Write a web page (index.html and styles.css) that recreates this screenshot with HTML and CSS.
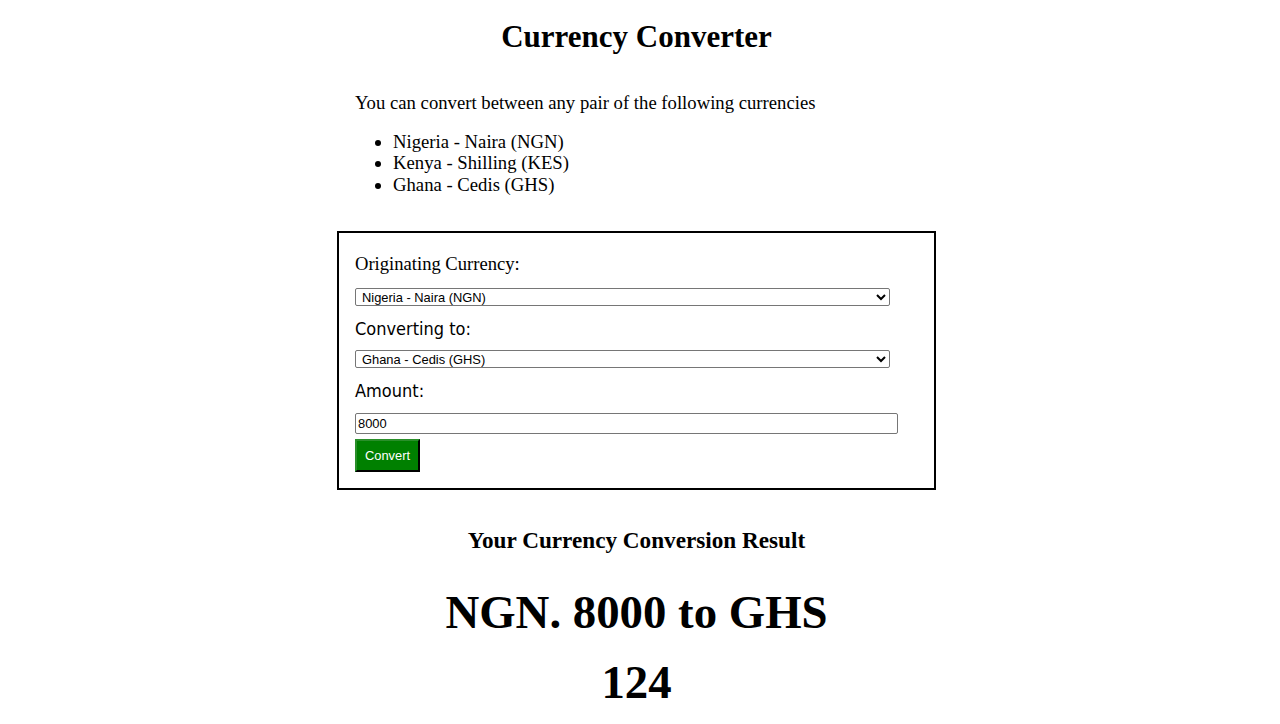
FILE: index.html
```html
<!DOCTYPE html>
<html lang="en">
<head>
<meta charset="utf-8">
<title>Currency Converter</title>
<link rel="stylesheet" href="styles.css">
</head>
<body>
<main class="page">
  <h1 class="title">Currency Converter</h1>
  <section class="intro">
    <p class="intro-text">You can convert between any pair of the following currencies</p>
    <ul class="currency-list">
      <li>Nigeria - Naira (NGN)</li>
      <li>Kenya - Shilling (KES)</li>
      <li>Ghana - Cedis (GHS)</li>
    </ul>
  </section>
  <form class="converter">
    <label class="label label-serif" for="from">Originating Currency:</label>
    <select class="select" id="from">
      <option selected>Nigeria - Naira (NGN)</option>
      <option>Kenya - Shilling (KES)</option>
      <option>Ghana - Cedis (GHS)</option>
    </select>
    <label class="label label-sans" for="to">Converting to:</label>
    <select class="select" id="to">
      <option>Nigeria - Naira (NGN)</option>
      <option>Kenya - Shilling (KES)</option>
      <option selected>Ghana - Cedis (GHS)</option>
    </select>
    <label class="label label-sans" for="amount">Amount:</label>
    <input class="amount" id="amount" type="text" value="8000">
    <button class="convert" type="button">Convert</button>
  </form>
  <section class="result">
    <h2 class="result-title">Your Currency Conversion Result</h2>
    <h1 class="result-value">NGN. 8000 to GHS<br>124</h1>
  </section>
</main>
</body>
</html>
```

FILE: styles.css
```css
html, body {
  margin: 0;
  padding: 0;
  background: #ffffff;
}

body {
  margin: 0 7px 0 0;
  font-family: "Liberation Serif", "Times New Roman", serif;
  color: #000;
}

.page {
  width: 599px;
  margin: 0 auto;
}

.title {
  margin: 19px 0 37px;
  font-size: 31px;
  line-height: 36px;
  font-weight: bold;
  text-align: center;
}

.intro {
  padding: 0 18px;
  font-size: 18.7px;
  line-height: 21.5px;
}

.intro-text {
  margin: 0 0 17px;
}

.currency-list {
  margin: 0 0 35.5px;
  padding-left: 38px;
}

.converter {
  display: flex;
  flex-direction: column;
  align-items: flex-start;
  border: 2px solid #000;
  padding: 20px 16px 16px;
}

.label {
  display: block;
  margin-bottom: 12.5px;
}

.label-serif {
  font-family: "Liberation Serif", "Times New Roman", serif;
  font-size: 18.6px;
  line-height: 21.5px;
  margin-bottom: 13.5px;
}

.label-sans {
  font-family: "DejaVu Sans Condensed", "DejaVu Sans", Verdana, sans-serif;
  font-stretch: condensed;
  font-size: 18px;
  line-height: 19px;
}

.select {
  box-sizing: border-box;
  width: 535px;
  height: 18px;
  margin: 0 0 13px;
  padding: 0 2px;
  font-family: "Liberation Sans", Arial, sans-serif;
  font-size: 12.9px;
  color: #000;
  background: #fff;
  border: 1px solid #767676;
  border-radius: 2px;
}

.amount {
  box-sizing: border-box;
  width: 543px;
  height: 21px;
  margin: 0 0 5px;
  padding: 1px 2px;
  font-family: "Liberation Sans", Arial, sans-serif;
  font-size: 12.9px;
  color: #000;
  border: 1px solid #767676;
  border-radius: 2px;
}

.convert {
  box-sizing: border-box;
  width: 65px;
  height: 33px;
  padding: 0;
  font-family: "Liberation Sans", Arial, sans-serif;
  font-size: 12.9px;
  color: #fff;
  background: #008000;
  border: 2px outset #008000;
  border-color: #2a8f2a #0b4d0b #0b4d0b #2a8f2a;
}

.result {
  text-align: center;
}

.result-title {
  margin: 37px 0 23.5px;
  font-size: 23.2px;
  line-height: 27px;
  font-weight: bold;
}

.result-value {
  margin: 0;
  font-size: 46.8px;
  line-height: 70px;
  font-weight: bold;
}
```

§ **Stated problem**:
Transcribe the material exactly, and leave out whatever pictures it holds.

§ **Finished exercise**:
Write a web page (index.html and styles.css) that recreates this screenshot with HTML and CSS.
FILE: index.html
```html
<!DOCTYPE html>
<html lang="en">
<head>
<meta charset="utf-8">
<title>Currency Converter</title>
<link rel="stylesheet" href="styles.css">
</head>
<body>
<main class="page">
  <h1 class="title">Currency Converter</h1>
  <section class="intro">
    <p class="intro-text">You can convert between any pair of the following currencies</p>
    <ul class="currency-list">
      <li>Nigeria - Naira (NGN)</li>
      <li>Kenya - Shilling (KES)</li>
      <li>Ghana - Cedis (GHS)</li>
    </ul>
  </section>
  <form class="converter">
    <label class="label label-serif" for="from">Originating Currency:</label>
    <select class="select" id="from">
      <option selected>Nigeria - Naira (NGN)</option>
      <option>Kenya - Shilling (KES)</option>
      <option>Ghana - Cedis (GHS)</option>
    </select>
    <label class="label label-sans" for="to">Converting to:</label>
    <select class="select" id="to">
      <option>Nigeria - Naira (NGN)</option>
      <option>Kenya - Shilling (KES)</option>
      <option selected>Ghana - Cedis (GHS)</option>
    </select>
    <label class="label label-sans" for="amount">Amount:</label>
    <input class="amount" id="amount" type="text" value="8000">
    <button class="convert" type="button">Convert</button>
  </form>
  <section class="result">
    <h2 class="result-title">Your Currency Conversion Result</h2>
    <h1 class="result-value">NGN. 8000 to GHS<br>124</h1>
  </section>
</main>
</body>
</html>
```

FILE: styles.css
```css
html, body {
  margin: 0;
  padding: 0;
  background: #ffffff;
}

body {
  margin: 0 7px 0 0;
  font-family: "Liberation Serif", "Times New Roman", serif;
  color: #000;
}

.page {
  width: 599px;
  margin: 0 auto;
}

.title {
  margin: 19px 0 37px;
  font-size: 31px;
  line-height: 36px;
  font-weight: bold;
  text-align: center;
}

.intro {
  padding: 0 18px;
  font-size: 18.7px;
  line-height: 21.5px;
}

.intro-text {
  margin: 0 0 17px;
}

.currency-list {
  margin: 0 0 35.5px;
  padding-left: 38px;
}

.converter {
  display: flex;
  flex-direction: column;
  align-items: flex-start;
  border: 2px solid #000;
  padding: 20px 16px 16px;
}

.label {
  display: block;
  margin-bottom: 12.5px;
}

.label-serif {
  font-family: "Liberation Serif", "Times New Roman", serif;
  font-size: 18.6px;
  line-height: 21.5px;
  margin-bottom: 13.5px;
}

.label-sans {
  font-family: "DejaVu Sans Condensed", "DejaVu Sans", Verdana, sans-serif;
  font-stretch: condensed;
  font-size: 18px;
  line-height: 19px;
}

.select {
  box-sizing: border-box;
  width: 535px;
  height: 18px;
  margin: 0 0 13px;
  padding: 0 2px;
  font-family: "Liberation Sans", Arial, sans-serif;
  font-size: 12.9px;
  color: #000;
  background: #fff;
  border: 1px solid #767676;
  border-radius: 2px;
}

.amount {
  box-sizing: border-box;
  width: 543px;
  height: 21px;
  margin: 0 0 5px;
  padding: 1px 2px;
  font-family: "Liberation Sans", Arial, sans-serif;
  font-size: 12.9px;
  color: #000;
  border: 1px solid #767676;
  border-radius: 2px;
}

.convert {
  box-sizing: border-box;
  width: 65px;
  height: 33px;
  padding: 0;
  font-family: "Liberation Sans", Arial, sans-serif;
  font-size: 12.9px;
  color: #fff;
  background: #008000;
  border: 2px outset #008000;
  border-color: #2a8f2a #0b4d0b #0b4d0b #2a8f2a;
}

.result {
  text-align: center;
}

.result-title {
  margin: 37px 0 23.5px;
  font-size: 23.2px;
  line-height: 27px;
  font-weight: bold;
}

.result-value {
  margin: 0;
  font-size: 46.8px;
  line-height: 70px;
  font-weight: bold;
}
```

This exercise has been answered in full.